In totality, banks, insurance companies and stock exchanges make up the BFSI segment, but it is banking which has hogged the limelight, not only in terms of widescale deployment but also in terms of attaining large contracts from vendors. Only recently, TCS bagged a mammoth Rs 200-crore order from the State Bank of India Group (including smaller state-owned banks). Overall, SBI has outlined plans to spend Rs 500 crore on IT-enabling and connecting 30% of its branches countrywide.

The outstanding performance of this industry is attributed to a simple factor—as most major banks had their businesses computerized, their network inevitably became the backbone for all transactions. A minuscule loss of information could now result in huge transaction losses that translated into money, besides losing out on brand image. Because of this, it also became easier for vendors to pitch solutions like CRM, storage, security and banking tools to bank CIOs. It was not difficult for CIOs to convince the management, as such losses are easily quantifiable. Fiscal 2001-02 was an underperforming period for most segments, but banks and insurance companies looked for ways to improve efficiencies, and IT provided the perfect tool. More and more branches got interconnected, and businesses went online.

Private banks have been aggressively pushing their new products and services, and this has seen them eating up large slices of the marketshare of their public sector counterparts. PSU banks, which control about 65% of the banking industry today, are becoming increasingly aware of this aggressive assault on their territory. In anticipation, and to ward off private competition, PSU banks have finally got down to some serious IT plans—at the moment though, these initiatives are confined to the metropolises and larger towns. However, because private banks are free from certain bottlenecks, they have been able to scale up their network even in ‘B’ class cities.

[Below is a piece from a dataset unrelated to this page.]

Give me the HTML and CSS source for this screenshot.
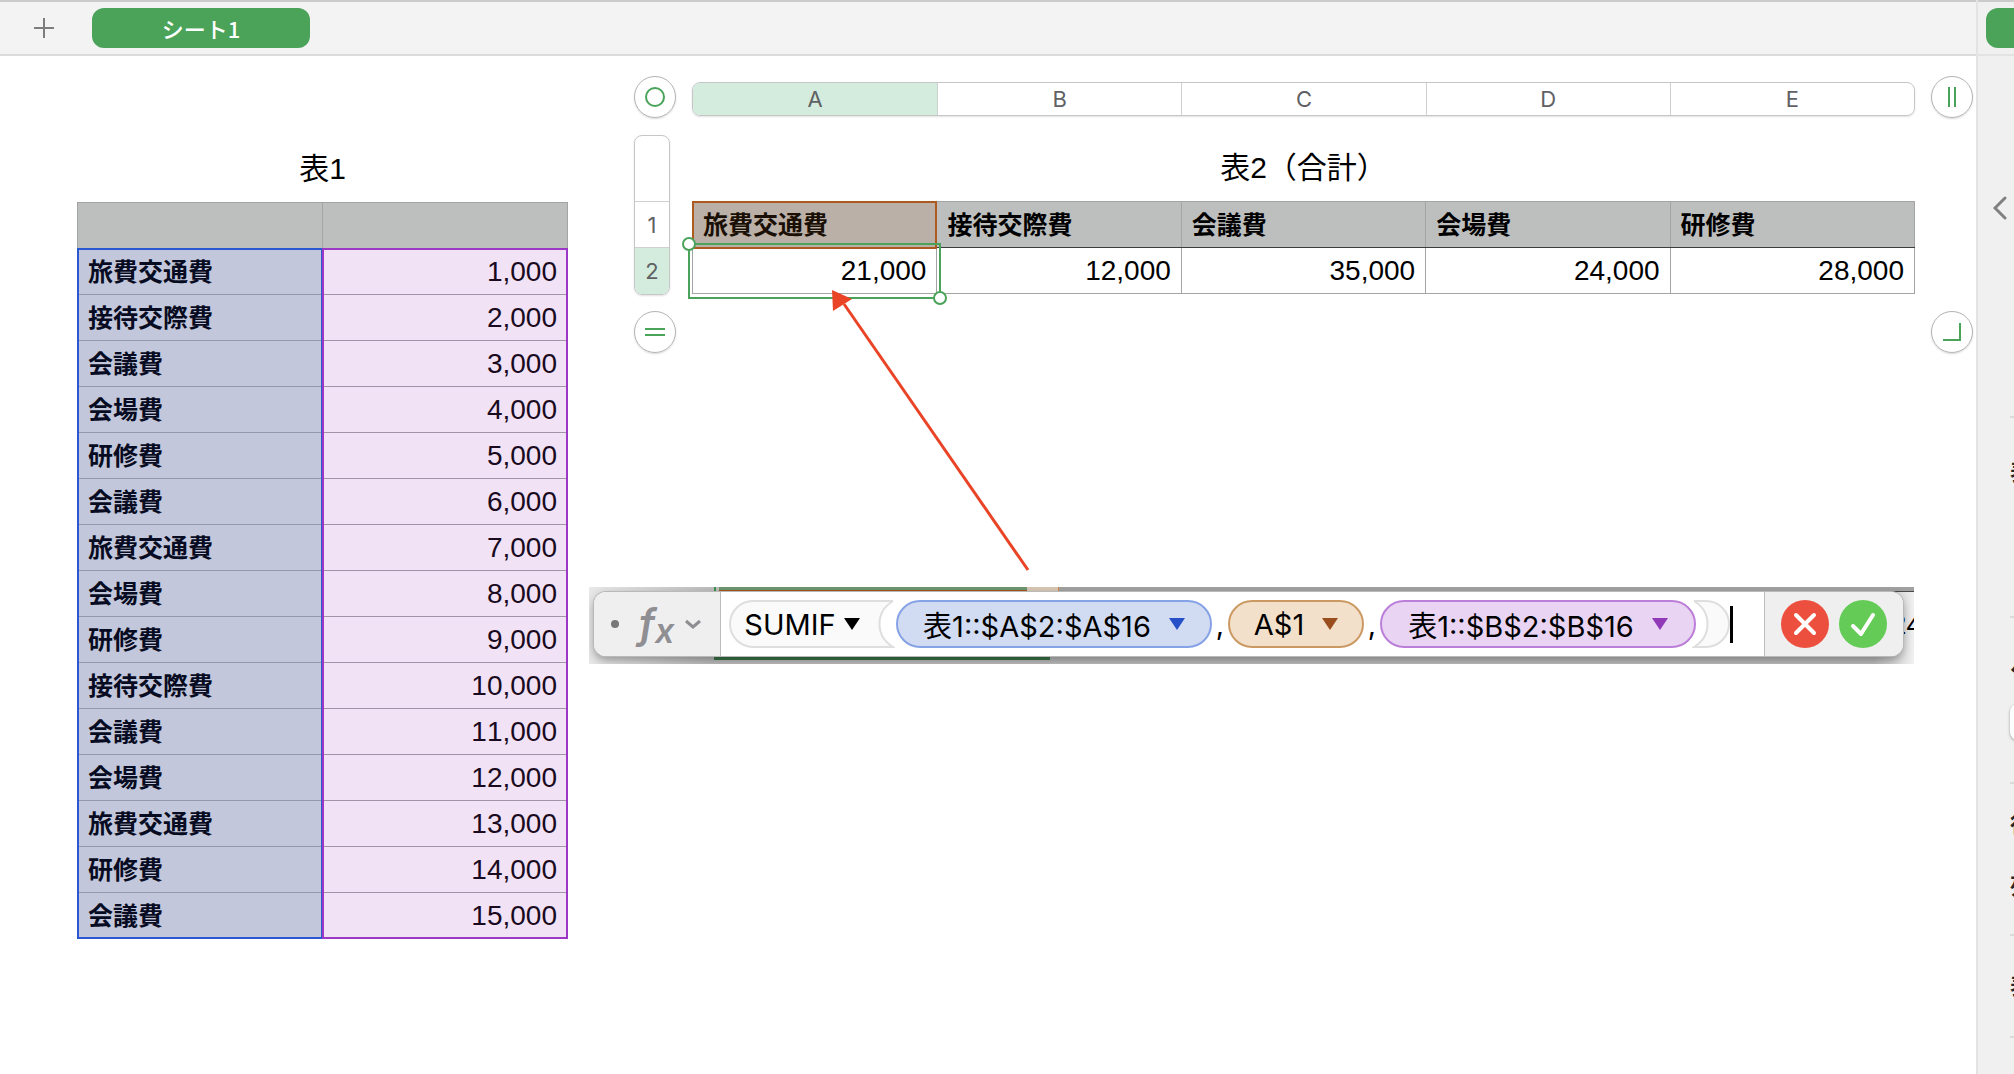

As late entrants, private banks have had the advantages of working in fully automated work environs right since inception, and this has taken them at par with foreign players in terms of technology implementation and usage. Private sector banks can change quickly with changing market trends and demands—they don’t have to deal with cumbersome legacy infrastructure, unconnected branches or having to transform the pool of manpower resource, a problem that plagues public sector banks.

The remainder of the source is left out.